3.1. Transportation Networks
The Y-shaped backbone transportation network within the area pursues orographically preconditioned lines that are simultaneously also defined by the Trans-European Transport (TEN-T) core network. The Váh valley conducts, in the west-to-east direction, the northern branch of the multimodal Rhine–Danube Corridor (the road and railroad components being the D1 freeway and the track Žilina–Košice–EU to Ukraine border, respectively). Concerning D1, construction work has been completed only on an isolated section between Dubná Skala and Turany (commissioned in 2015), including the access route forming the initial sector of the R3 expressway.
While the importance of the first-class road I/18, or more concretely, the portion that passes through Vrútky, decreased after the opening of the D1 section routed in parallel, the road transportation in Martin still relies on the individual branches of I/65. As the backbone network remains incomplete, most first-class roads in the Martin subregion are in an unsatisfactory condition due to being heavily overladen, carrying the burden of not only local but also transit traffic. Moreover, there are locations where the entire load has been routed via third-class or urban roads.
The planning and construction of railroads too were adjusted to respect the landscape patterns. In this context, 1871 and 1872 embodied the threshold years, marking the commissioning of the Žilina–Poprad line, a major subsection of the Košice–Bohumín railroad [
74]. The track ran along the Váh valley to be joined—from the south, through the Turčianská Kotlina Basin—by the Hungarian northern railroad proceeding from Zvolen [
75]. The lines met at the Vrútky station; and the route originating in Žilina to pass Vrútky and run towards Košice and Ukraine is significant even presently, having considerable importance for passenger transport and potential for long-distance freight hauling. The area comprises several sidings that interconnect the railroad network and various industrial plants or facilities, and it is served by the Priekopa stop situated between the Vrútky and Martin stations.
The air transport relies on the domestic, leisure aviation-oriented civil airport at Martin–Tomčany.
3.2. Landscape Structure
Although the entire study area of 8604 ha has experienced major landscape structure changes (see
Table 3) since approximately 1950, the seven decades have been characterized by a predominance of landscape elements classified as trees and shrubs. Over time, the category has come to dominate, albeit by a relatively narrow margin, and it currently occupies more than half of the area. The second-largest share has been assigned to agricultural crops whose areal extent gradually shrank. The area of grass and herbaceous vegetation exceeded residential and built-up land; however, after 1993, the share has dropped markedly down to one-third of its original extent. Residential and built-up land, expectably, has expanded progressively to more than three times above the former proportion values. The two remaining classes have been represented only marginally, with none of them taking over 1% of the area.
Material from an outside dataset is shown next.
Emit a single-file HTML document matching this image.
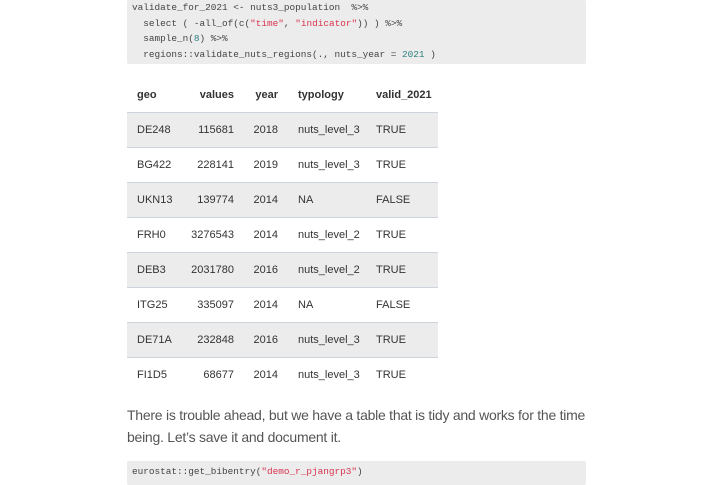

The landscape structure maps for the individual periods are presented in
Appendix B,
Figure A1. More details about the landscape structure development within the study area during the post-socialist decades can be found in research by Nozdrovická et al. [
76].
5. Conclusions
The paper was designed to identify and characterize the interaction of landscape structure changes and transportation systems that occurred or were adopted in the city and town of Martin and Vrútky, respectively, after 1949. The two urban units, located close together, are administratively independent of each other but share infrastructures and maintain strong social and economic bonds. Previously, the settlements were joined to form the Martin–Vrútky conurbation, and, later, Vrútky became a city district of Martin. The area is generally diversified, offering a wide variety of natural elements and landscape uses. To a great extent, the landscape structure evolution reflects significant historical events and driving forces that exerted an impact on landscape utilization in Slovakia following the mid-20th century. The political system installed in 1948 markedly influenced the development of the agricultural land in that the state had become the exclusive landowner, with private land ownership abolished [
84]; analogically, ideology-induced transformations widely affected also the urbanization and industrialization of Slovakia. The results of the research confirmed transportation and the relevant infrastructure as a major factor of importance for long-term landscape changes in the monitored zones.
The highest traffic intensity rates determined through the series of censuses denote a gradual traffic increase; interestingly, the indicators grew ten- to twentyfold throughout the overall period, especially on the backbone routes substituting for the presently incomplete European multimodal corridor. However, the actual traffic intensity growth cannot be directly related to the expansion of the residential and utility built-up land within the area. To facilitate such a purpose, it would be necessary to know the details of both the traffic flow as regards its internal, external, and transit components and the variation in the behavior of road users. The data are obtainable exclusively via travel behavior surveys [
85], direction and target questionnaires, and exact traffic models [
86]. These specialized surveys and instruments, unlike common nationwide censuses to determine traffic intensities, are not conducted or applied regularly, being financially challenging and technically demanding if employed over large areas. Consequently, appropriate information on the past periods is unavailable as well.
By evaluating the accessibility of the railroad stations, we exposed the formerly pivotal role of railroad transportation in localizing individual housing and large industrial premises into the city and town centers; this scenario characterizes the years 1949 and (partially) 1970. The median availability of the railroad stations for collective housing increased significantly in 1970, with the growth completed in 1993 and remaining stable since then. The median availability of the railroad stations to the industrial and technical buildings rose markedly between 1949 and 1970; since the latter year, however, the newly built enterprises were harder to access from the railroad stations. In the more recent decades, the expanding motorization process, which formed and gained momentum in the 1960s, allowed residential, industrial, and utility grounds to spread farther from the train stations, as was also necessary due to the more densely built-up central sectors of the settlements.
The results of the relationships and links between transport accessibility, the development of transport infrastructure, and landscape elements can be important in urban spatial planning and strategic planning of city development.